Apache Sprayers Featured on Crain’s

This article originally appeared on Crains.com.

Agricultural applications fuel Indiana’s push for autonomous car technology

Self-driving vehicle technology, like Tesla’s semi-autonomous Autopilot feature, is rolling out like science fiction in suburbia.

But down on the farm, such technology is as dated as a Blackberry.

For years, farmers ordering tractors and other rolling farm conveyances have been able to check the box for auto-steering and auto-sensing options. Those technologies guide tractors, combines and sprayer vehicles using the same global positioning signals that Google uses in its bubble-shaped autonomous car prototypes.

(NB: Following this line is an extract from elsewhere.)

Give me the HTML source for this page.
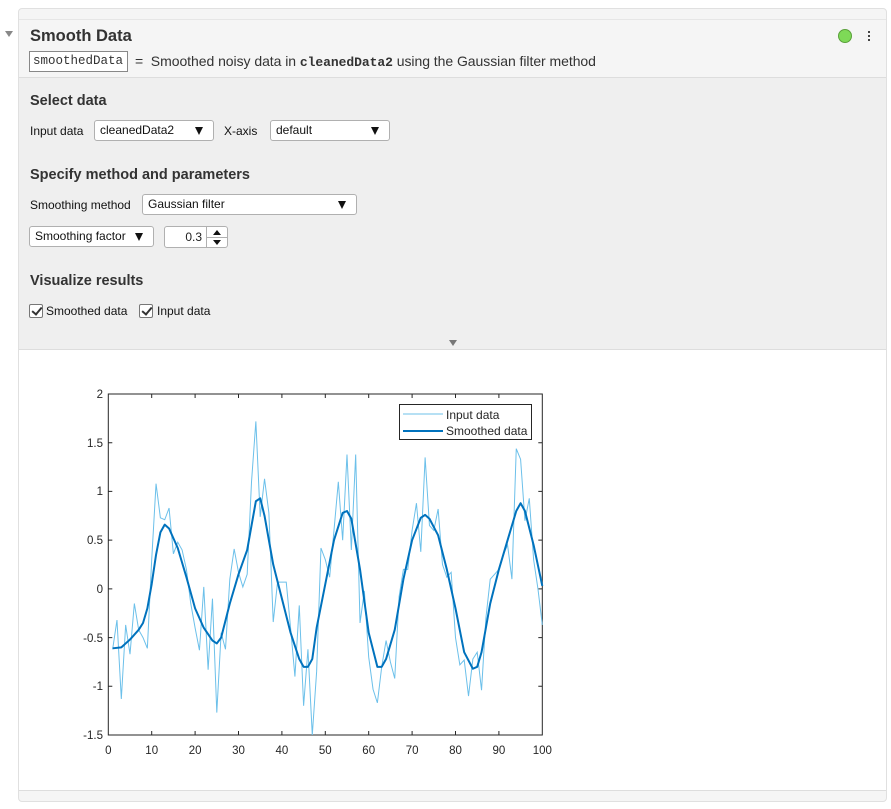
<!DOCTYPE html>
<html><head><meta charset="utf-8">
<style>
*{box-sizing:border-box;margin:0;padding:0}
body{width:891px;height:809px;background:#fff;font-family:"Liberation Sans",Arial,sans-serif;position:relative;overflow:hidden;color:#212121}
.a{position:absolute}
.box{left:18px;top:8px;width:869px;height:794px;border:1px solid #e0e0e0;border-radius:4px;background:#f5f5f5}
.dd{position:absolute;height:21px;border:1px solid #b0b0b0;border-radius:3px;background:#fff;font-size:12px;line-height:19px;padding-left:5px;color:#111}
.dd:after{content:"";position:absolute;right:10px;top:6px;border-left:4px solid transparent;border-right:4px solid transparent;border-top:8px solid #111}
.lbl{position:absolute;font-size:12px;color:#111}
.h{position:absolute;font-size:14.5px;font-weight:bold;color:#333}
.cb{position:absolute;width:14px;height:14px;border:1px solid #777;background:#fff;border-radius:2px}
.cb:after{content:"";position:absolute;left:4px;top:0px;width:4px;height:8px;border-right:2px solid #333;border-bottom:2px solid #333;transform:rotate(40deg)}
svg text{font-family:"Liberation Sans",Arial,sans-serif;font-size:11.5px;fill:#262626}
</style></head><body>
<div class="a" style="left:5px;top:31px;border-left:4px solid transparent;border-right:4px solid transparent;border-top:6px solid #888"></div>
<div class="a box"></div>
<div class="a" style="left:19px;top:19px;width:867px;height:1px;background:#e6e6e6"></div>
<div class="a" style="left:30px;top:27px;font-size:16.5px;font-weight:bold;color:#333">Smooth Data</div>
<div class="a" style="left:838px;top:29px;width:14px;height:14px;border-radius:50%;background:#7ed957;border:1px solid #5aa03a"></div>
<div class="a" style="left:868px;top:31px;width:2px;height:2px;background:#444;box-shadow:0 4px #444,0 8px #444"></div>
<div class="a" style="left:29px;top:51px;width:99px;height:21px;border:1px solid #888;background:#fff;font-family:'Liberation Mono',monospace;font-size:12.5px;line-height:19px;padding-left:3px;color:#333">smoothedData</div>
<div class="a" style="left:135px;top:53px;font-size:14px;letter-spacing:-0.05px;color:#333">=&nbsp; Smoothed noisy data in <span style="font-family:'Liberation Mono',monospace;font-weight:bold;font-size:13px">cleanedData2</span> using the Gaussian filter method</div>
<div class="a" style="left:19px;top:77px;width:867px;height:273px;background:#efefef;border-top:1px solid #ddd;border-bottom:1px solid #ddd"></div>
<div class="h" style="left:30px;top:93px">Select data</div>
<div class="lbl" style="left:30px;top:124px">Input data</div>
<div class="dd" style="left:94px;top:120px;width:120px">cleanedData2</div>
<div class="lbl" style="left:224px;top:124px">X-axis</div>
<div class="dd" style="left:270px;top:120px;width:120px">default</div>
<div class="h" style="left:30px;top:167px">Specify method and parameters</div>
<div class="lbl" style="left:30px;top:198px">Smoothing method</div>
<div class="dd" style="left:142px;top:194px;width:215px">Gaussian filter</div>
<div class="dd" style="left:29px;top:226px;width:125px">Smoothing factor</div>
<div class="a" style="left:164px;top:226px;width:64px;height:22px;border:1px solid #b0b0b0;border-radius:3px;background:#fff;font-size:12px;line-height:20px"><span style="position:absolute;right:25px;top:0">0.3</span><div style="position:absolute;left:41px;top:0;width:1px;height:20px;background:#b0b0b0"></div><div style="position:absolute;left:42px;top:10px;width:20px;height:1px;background:#b0b0b0"></div><div style="position:absolute;left:48px;top:3px;border-left:4px solid transparent;border-right:4px solid transparent;border-bottom:5px solid #111"></div><div style="position:absolute;left:48px;top:13px;border-left:4px solid transparent;border-right:4px solid transparent;border-top:5px solid #111"></div></div>
<div class="h" style="left:30px;top:273px">Visualize results</div>
<div class="cb" style="left:29px;top:304px"></div>
<div class="lbl" style="left:46px;top:304px">Smoothed data</div>
<div class="cb" style="left:139px;top:304px"></div>
<div class="lbl" style="left:157px;top:304px">Input data</div>
<div class="a" style="left:449px;top:340px;border-left:4px solid transparent;border-right:4px solid transparent;border-top:6px solid #777"></div>
<div class="a" style="left:19px;top:350px;width:867px;height:441px;background:#fff;border-bottom:1px solid #ddd"></div>
<svg class="a" style="left:0;top:0" width="891" height="809">
<rect x="108.3" y="394" width="434" height="341" fill="#fff" stroke="#262626" stroke-width="1"/>
<g stroke="#262626" stroke-width="1">
<path d="M151.7 735v-4M195.1 735v-4M238.5 735v-4M281.9 735v-4M325.3 735v-4M368.7 735v-4M412.1 735v-4M455.5 735v-4M498.9 735v-4M151.7 394v4M195.1 394v4M238.5 394v4M281.9 394v4M325.3 394v4M368.7 394v4M412.1 394v4M455.5 394v4M498.9 394v4"/>
<path d="M108.3 442.7h4M108.3 491.4h4M108.3 540.1h4M108.3 588.9h4M108.3 637.6h4M108.3 686.3h4M542.3 442.7h-4M542.3 491.4h-4M542.3 540.1h-4M542.3 588.9h-4M542.3 637.6h-4M542.3 686.3h-4"/>
</g>
<g text-anchor="middle">
<text x="108.3" y="754">0</text><text x="151.7" y="754">10</text><text x="195.1" y="754">20</text><text x="238.5" y="754">30</text><text x="281.9" y="754">40</text><text x="325.3" y="754">50</text><text x="368.7" y="754">60</text><text x="412.1" y="754">70</text><text x="455.5" y="754">80</text><text x="498.9" y="754">90</text><text x="542.3" y="754">100</text>
</g>
<g text-anchor="end">
<text x="103" y="398">2</text><text x="103" y="447">1.5</text><text x="103" y="495">1</text><text x="103" y="544">0.5</text><text x="103" y="593">0</text><text x="103" y="642">-0.5</text><text x="103" y="690">-1</text><text x="103" y="739">-1.5</text>
</g>
<g transform="translate(108.3,588.9) scale(4.34,-97.4)" fill="none">
<polyline vector-effect="non-scaling-stroke" stroke="#6cc0ea" stroke-width="1" points="1,-0.62 2,-0.32 3,-1.13 4,-0.37 5,-0.67 6,-0.15 7,-0.42 8,-0.5 9,-0.61 10,0.3 11,1.08 12,0.73 13,0.71 14,0.83 15,0.36 16,0.48 17,0.4 18,0.2 19,-0.15 20,-0.4 21,-0.63 22,0.02 23,-0.83 24,-0.1 25,-1.27 26,-0.45 27,-0.62 28,0.1 29,0.41 30,0.17 31,0.02 32,0.15 33,1.1 34,1.72 35,0.74 36,1.13 37,0.78 38,-0.34 39,0.07 40,0.07 41,0.07 42,-0.4 43,-0.9 44,-0.17 45,-1.2 46,-0.62 47,-1.5 48,-0.85 49,0.42 50,0.3 51,0.12 52,0.6 53,1.1 54,0.5 55,1.38 56,0.4 57,1.38 58,-0.35 59,-0.02 60,-0.7 61,-1.03 62,-1.17 63,-0.8 64,-0.53 65,-0.75 66,-0.92 67,-0.08 68,0.2 69,0.2 70,0.6 71,0.88 72,0.38 73,1.35 74,0.65 75,0.6 76,0.82 77,0.25 78,0.12 79,0.17 80,-0.5 81,-0.78 82,-0.73 83,-1.1 84,-0.72 85,-0.65 86,-1.04 87,-0.3 88,0.1 89,0.15 90,0.2 91,0.35 92,0.45 93,0.1 94,1.44 95,1.33 96,0.7 97,0.93 98,0.3 99,0 100,-0.37"/>
<polyline vector-effect="non-scaling-stroke" stroke="#0072bd" stroke-width="2" stroke-linejoin="round" points="1,-0.61 3,-0.6 5,-0.52 7,-0.42 8,-0.35 9,-0.2 10,0.05 11,0.35 12,0.58 13,0.66 14,0.62 16,0.42 18,0.12 20,-0.2 22,-0.4 24,-0.53 25,-0.56 26,-0.5 28,-0.15 30,0.15 32,0.4 33,0.65 34,0.9 35,0.93 36,0.75 38,0.25 40,-0.1 42,-0.45 44,-0.72 45,-0.8 46,-0.8 47,-0.72 48,-0.4 50,0.05 52,0.5 54,0.78 55,0.8 56,0.72 58,0.2 60,-0.45 62,-0.8 63,-0.8 64,-0.72 66,-0.42 68,0.1 70,0.5 72,0.73 73,0.76 74,0.72 76,0.55 78,0.2 80,-0.2 82,-0.65 84,-0.82 85,-0.8 86,-0.65 88,-0.15 90,0.2 92,0.5 94,0.8 95,0.88 96,0.8 98,0.45 100,0.03"/>
</g>
<rect x="399.5" y="404.5" width="132" height="35" fill="#fff" stroke="#262626"/>
<line x1="403" y1="414" x2="443" y2="414" stroke="#6cc0ea"/>
<line x1="403" y1="431" x2="443" y2="431" stroke="#0072bd" stroke-width="2"/>
<text x="446" y="419" style="font-size:12px">Input data</text>
<text x="446" y="435" style="font-size:12px">Smoothed data</text>
</svg>
</body></html>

Of course, farms have an advantage in that they’re typically private land – not city streets where mistakes could be costly. As such, they’ve been the perfect proving ground for the technology.

“We’ve actually offered auto-steering for 10 years or so,” said Kevin Covey, general manager of product support at Mooresville, Ind.-based ET Works, which calls itself the largest maker of mechanical drive sprayers in the world.

Larger versions of ET Works’ Apache-brand sprayer vehicles have a chassis resembling that of a monster truck, only with fancy cabs and long sprayer booms. Some weigh 20,300 pounds and sell for more than $300,000. With Cummins engines and ZF transmissions, these are brutes.

Touted for productivity

ET Works may now be the only Indiana-based manufacturer of semi-autonomous vehicles. Indianapolis-based Precise Path Robotics, a self-driving lawn mower company co-founded by serial entrepreneur Scott Jones, was purchased in 2015 by Cleveland-based MTD Products, parent of the Cub Cadet line.

In the case of ET Works, it doesn’t make the brains of the auto-steering devices that can steer the machines through rows without creating crop carnage. ET Works sources GPS-guided auto-steering computers from Sunnyvale, Calif.-based Trimble Inc. The technology connects to steering shafts via electrical-hydraulic coupling.

Some farmers shell out $9,000 for the auto-steering option on the Apache vehicles to reduce the fatigue of driving precisely through fields for hours on end. They also buy it because precise auto-steering can reduce the odds of wasting chemical by overlapping other rows.

The technology has its limits, however. The operator must first drive the boundary line of the field so the computer can learn the line. It then steers by itself, but only up until the end of a row, where the driver takes over and lines it up for the next pass.

Current models don’t have auto-sensing technology that reacts to rocks or holes in the field.

“You have to steer around those yourself,” Covey said of the current offering.